One of the ways Jesus resisted these tempting voices was to remind the evil one that “Man does not live on bread alone but on every word that comes from the mouth of God.” (Matthew 4:4) The power and encouragement we need to drive away the negative voices are contained in God’s Word!
Jesus wants to hear our voices in supplication. By requiring us to ask for what we need, He helps us find our own voices again. Anyone desperate and in need of healing must dare to have hope. We must dare to call all out to Him. Jesus is on the other side of the door, knocking and waiting. All we have to do is open the door and tell Him what it is that only He can give us.

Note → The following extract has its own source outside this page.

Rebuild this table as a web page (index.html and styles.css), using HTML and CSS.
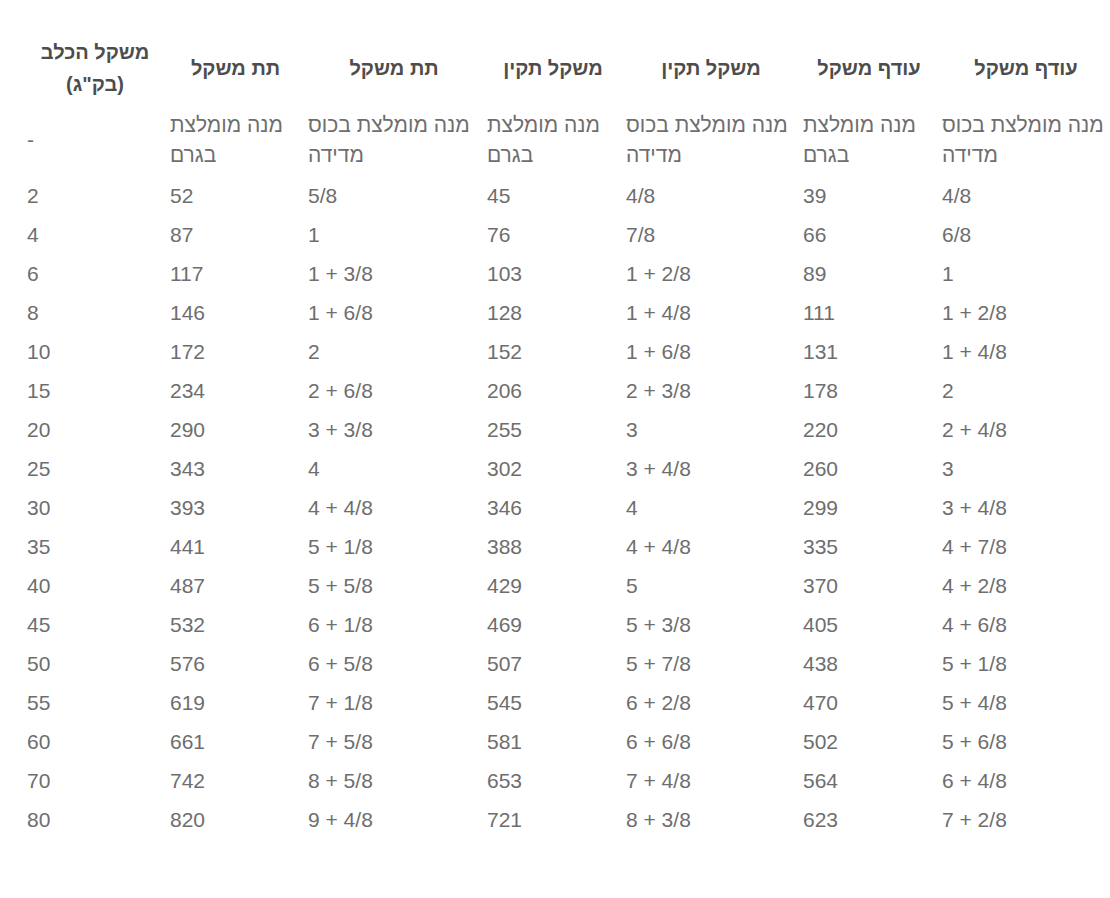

Many people today have a hard time figuring out where to find Jesus. Jesus Christ remains ever-present in the Holy Eucharist. He is present in the Sacrament of Reconciliation. He is present in a loving spouse and in a loyal friend. No person is too lost to be found by Jesus. He loves each of us and desires to heal our hearts, bodies, souls and spirits. Let us immerse ourselves in His cross, Let us hide ourselves in the wounds of His hands, His feet and His side. Let us meditate on His beautiful face and dare to run into His outstretched arms. We have waited long enough.
Jesus Christ is the Word Made Flesh, and it’s only through His redemptive, resurrecting power that we can ever hope to find healing. We call out to Him, and when Jesus turns around, He will heal us. His grace is sufficient. Enough said.
Amy Cordon has served as the Director of the Office of Child and Youth Protection and Victim Assistance in the Diocese of Baton Rouge, Louisiana since 2007. She holds a BA in Psychology from Southeastern Louisiana University. Professionally, she has completed specialized training in the prevention and management of aggressive behavior and in investigations. Cordon has volunteered over 15 years in international medical missions, specifically in the areas of logistics, translations and medical equipment procurement and placement in Mexico, Honduras, Bonaire and El Salvador. She has worked many years in her local community as a qualified mental health case manager, serving chronic mentally Ill, youth and young adults and geriatric populations. Prior to her appointment as the Director, Office of Child and Youth Protection and Victim Assistance, she served eight years in Catholic health care providing mental health assessments, care planning and bereavement services. She is a member of the Child and Youth Protection Leadership Advisory Committee.